Her operation was scheduled for March 2009. Audrey was already active within the transgender movement in Kenya and was working closely with transgender Kenya initiative that had been formed to address the needs of those silently dealing with GID.
“Somebody suggested that we should do a documentary on my operation and we needed permission to film in KNH. Zawadi Nyong’o, a consultant in the social justice movement, suggested she could get permission from her father, Prof Anyang Nyong’o who was Health minister to film in Kenyatta hospital.”
Says Audrey: “Apparently, the minister called the director of KNH and told him he was aware that a gender change operation was scheduled for the following day and advised him against allowing the operation to proceed. I arrived the following morning ready for my operation and my urologist informed me the operation had been cancelled.”
Audrey was in utter disbelief. Her dream had suddenly short-circuited into shocking disappointed. The journey towards becoming fully a complete woman had come to an abrupt halt.

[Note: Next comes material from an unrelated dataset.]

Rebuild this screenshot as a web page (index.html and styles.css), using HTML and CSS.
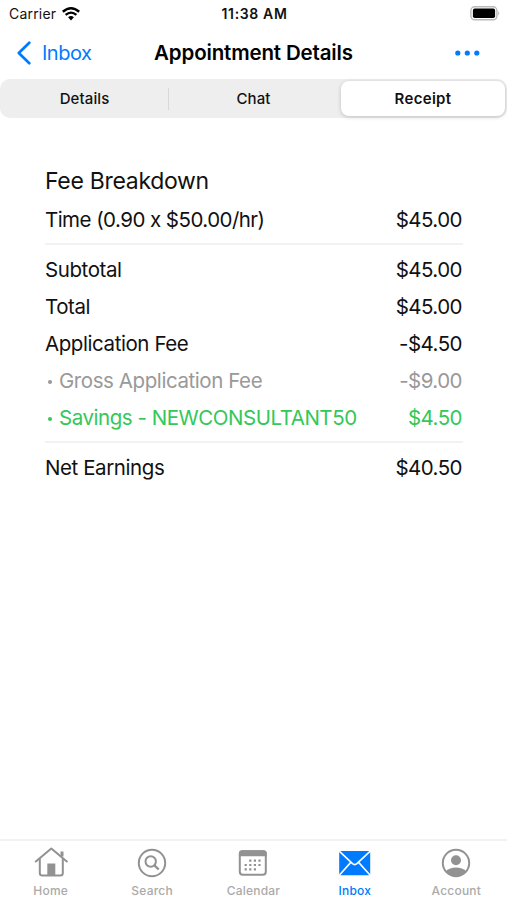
FILE: index.html
```
<!DOCTYPE html>
<html lang="en">
<head>
    <meta charset="utf-8">
    <title>Appointment Details</title>
    <link rel="stylesheet" href="styles.css">
</head>
<body>
    <div class="status">
        <div class="carrier">
            <span>Carrier</span>
            <svg width="18" height="14" viewBox="0 0 18 14">
                <path d="M0.8 4.8 Q9 -2.2 17.2 4.8" fill="none" stroke="#000" stroke-width="2.5"/>
                <path d="M3.6 7.9 Q9 3.3 14.4 7.9" fill="none" stroke="#000" stroke-width="2.3"/>
                <path d="M6.1 10.3 Q9 7.8 11.9 10.3 L9 13.4 Z"/>
            </svg>
        </div>
        <span class="clock">11:38 AM</span>
        <svg class="battery" width="30" height="15" viewBox="0 0 30 15">
            <rect x="0.9" y="0.8" width="26" height="13" rx="3.8" fill="#fff" stroke="#b9b9b9" stroke-width="1.4"/>
            <rect x="2.9" y="2.6" width="22.2" height="9.4" rx="1.8"/>
            <path d="M28.2 5 Q30.2 7.3 28.2 9.6 Z" fill="#b9b9b9"/>
        </svg>
    </div>
    <div class="nav">
        <a class="back">
            <svg width="14" height="24" viewBox="0 0 14 24">
                <path d="M12.3 1.7 L1.8 12 L12.3 22.3" fill="none" stroke="#007aff" stroke-width="2.7" stroke-linecap="round" stroke-linejoin="round"/>
            </svg>
            <span>Inbox</span>
        </a>
        <h1>Appointment Details</h1>
        <svg class="more" width="25" height="6" viewBox="0 0 25 6" fill="#007aff">
            <circle cx="2.8" cy="3" r="2.6"/>
            <circle cx="12.3" cy="3" r="2.6"/>
            <circle cx="21.8" cy="3" r="2.6"/>
        </svg>
    </div>
    <div class="segments">
        <div class="segment first">Details</div>
        <div class="segment">Chat</div>
        <div class="segment selected">Receipt</div>
    </div>

    <div class="receipt">
        <h2>Fee Breakdown</h2>
        <div class="row"><span class="time">Time (0.90 x $50.00/hr)</span><span class="price">$45.00</span></div>
        <hr>
        <div class="row"><span>Subtotal</span><span class="price">$45.00</span></div>
        <div class="row"><span>Total</span><span class="price">$45.00</span></div>
        <div class="row"><span>Application Fee</span><span class="price">-$4.50</span></div>
        <div class="row gross"><span><i></i>Gross Application Fee</span><span class="price">-$9.00</span></div>
        <div class="row savings"><span><i></i>Savings - NEWCONSULTANT50</span><span class="price">$4.50</span></div>
        <hr>
        <div class="row"><span>Net Earnings</span><span class="price">$40.50</span></div>
    </div>

    <div class="tabs">
        <div class="tab">
            <svg width="34" height="32" viewBox="0 0 34 32" fill="none" stroke="#929292" stroke-width="2" stroke-linecap="round" stroke-linejoin="round">
                <path d="M1.8 15.5 L17.3 2.5 L32.8 15.5"/>
                <path d="M5.8 13 V27 Q5.8 29.5 8.3 29.5 H26.3 Q28.8 29.5 28.8 27 V13"/>
                <path d="M28 10.5 V5.5" stroke-width="3" stroke-linecap="butt"/>
                <path d="M13.3 17.5 H21.3 V29 H13.3 Z" fill="#929292" stroke="none"/>
            </svg>
            <span>Home</span>
        </div>
        <div class="tab">
            <svg width="34" height="32" viewBox="0 0 34 32" fill="none" stroke="#929292">
                <circle cx="17" cy="17" r="13.2" stroke-width="2"/>
                <circle cx="15.7" cy="15.5" r="5.2" stroke-width="2"/>
                <path d="M19.4 19.3 L23.7 23.5" stroke-width="2.4"/>
            </svg>
            <span>Search</span>
        </div>
        <div class="tab">
            <svg width="34" height="32" viewBox="0 0 34 32">
                <rect x="3.8" y="5.3" width="26" height="23.5" rx="3" fill="#fff" stroke="#929292" stroke-width="2"/>
                <path d="M2.9 10.2 V7.5 Q2.9 4.3 6.1 4.3 H27.6 Q30.8 4.3 30.8 7.5 V10.2 Z" fill="#929292"/>
                <g stroke="#929292" stroke-width="2.2" stroke-dasharray="2.2 2.4">
                    <path d="M13.2 14.6 H25.3"/>
                    <path d="M8.6 19 H25.3"/>
                    <path d="M8.6 23.4 H20.3"/>
                </g>
            </svg>
            <span>Calendar</span>
        </div>
        <div class="tab active">
            <svg width="34" height="32" viewBox="0 0 34 32">
                <rect x="1.2" y="5" width="31" height="24.3" rx="1.6" fill="#007aff"/>
                <path d="M1.5 5.3 L14.5 17.7 Q16.7 19.5 18.9 17.7 L32 5.3 M1.5 29 L12.8 16.4 M32 29 L20.6 16.4" fill="none" stroke="#fff" stroke-width="1.6"/>
            </svg>
            <span>Inbox</span>
        </div>
        <div class="tab">
            <svg width="34" height="32" viewBox="0 0 34 32">
                <circle cx="17" cy="17" r="13.2" fill="#fff" stroke="#929292" stroke-width="2"/>
                <circle cx="17" cy="14.2" r="5" fill="#929292"/>
                <path d="M7 25 Q10.5 21.5 17 21.5 Q23.5 21.5 27 25 Q23 30 17 30 Q11 30 7 25 Z" fill="#929292"/>
            </svg>
            <span>Account</span>
        </div>
    </div>
</body>
</html>
```
FILE: styles.css
```
*{
    box-sizing: border-box;
}
body{
    margin: 0;
    height: 900px;
    display: flex;
    flex-direction: column;
    background-color: white;
    color: #111;
    font-family: Inter, "Liberation Sans", sans-serif;
    overflow: hidden;
}
svg{
    display: block;
    flex: none;
}
.status, .nav{
    display: grid;
    grid-template-columns: 1fr auto 1fr;
    align-items: center;
}
.status{
    height: 27px;
    padding: 0 7px 0 9px;
    font-size: 14px;
}
.carrier{
    display: flex;
    align-items: center;
    gap: 6px;
    letter-spacing: 0.2px;
}
.clock{
    font-weight: 600;
    letter-spacing: 0.65px;
}
.battery, .more{
    justify-self: end;
}
.nav{
    height: 52px;
    padding: 0 17px 1px;
}
.more{
    margin-right: 10px;
}
.back{
    display: flex;
    align-items: center;
    gap: 11px;
    color: #007aff;
    font-size: 20px;
    letter-spacing: -0.5px;
}
h1{
    margin: 0;
    font-size: 20.5px;
    font-weight: 600;
    color: black;
    letter-spacing: -0.15px;
}
.segments{
    display: grid;
    grid-template-columns: 1fr 1fr 1fr;
    height: 39px;
    border-radius: 10px;
    background-color: #eee;
}
.segment{
    display: flex;
    align-items: center;
    justify-content: center;
    font-size: 15px;
    font-weight: 500;
    letter-spacing: 0.1px;
}
.first{
    background: linear-gradient(#d8d8d8, #d8d8d8) right center / 1px 22px no-repeat;
}
.selected{
    margin: 2px 2px 2px 3px;
    background-color: white;
    border-radius: 8px;
    font-weight: 600;
    letter-spacing: 0.3px;
    box-shadow: 0 1px 4px rgba(0,0,0,0.2);
}
.receipt{
    flex: 1;
    padding: 45px 44px 0 45px;
    font-size: 20.5px;
    letter-spacing: -0.42px;
}
h2{
    margin: 0;
    height: 38px;
    line-height: 37px;
    font-size: 23px;
    font-weight: 400;
    letter-spacing: -0.3px;
}
.row{
    display: flex;
    justify-content: space-between;
    height: 37px;
    line-height: 37px;
}
.time, .price{
    letter-spacing: -0.54px;
}
.price{
    margin-right: 1px;
}
.savings span:first-child{
    letter-spacing: -0.46px;
}
hr{
    margin: 5px 0 6px;
    height: 2px;
    border: 0;
    background-color: #f2f2f2;
}
i{
    display: inline-block;
    width: 4px;
    height: 4px;
    margin: 0 7px 4px 3px;
    border-radius: 50%;
    background-color: currentColor;
}
.gross{
    color: #999;
}
.savings{
    color: #34c759;
}
.tabs{
    display: grid;
    grid-template-columns: repeat(5, 1fr);
    height: 61px;
    border-top: 2px solid #f2f2f2;
}
.tab{
    display: flex;
    flex-direction: column;
    align-items: center;
    padding-top: 5px;
    gap: 5px;
    color: #aaa;
    font-size: 12px;
    font-weight: 500;
    letter-spacing: 0.2px;
}
.active{
    color: #007aff;
}
```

She has written countless letters to the Health minister before he left office to understand why he issued instructions for the operation to be cancelled with no response. But his instructions opened a new battlefront for GID victims, the war to have the right to an operation.
In addition, Audrey’s experience accidentally revealed the complexity of GID treatment with stunning clarity.
Sex change
She says the medical board brought a new dimension to the issue. She learnt to her dismay that according to the medical code of ethics chapter two, gender re-assignment on demand was not permitted.
That a specialist team must be constituted to evaluate each applicant’s situation to reach a decision if an operation was needed, a condition she believes she met. Her attempt to pierce the veil of the medical board in the last four years has been met with soporific silence.
Audrey now combined the battle for her operation with the fight to have other GID victims have the right to sex change if they wanted. “They took me in circles. First, I was told by the medical board I needed my parents consent because they might sue the hospital. But I was over 18, why would an adult need permission?”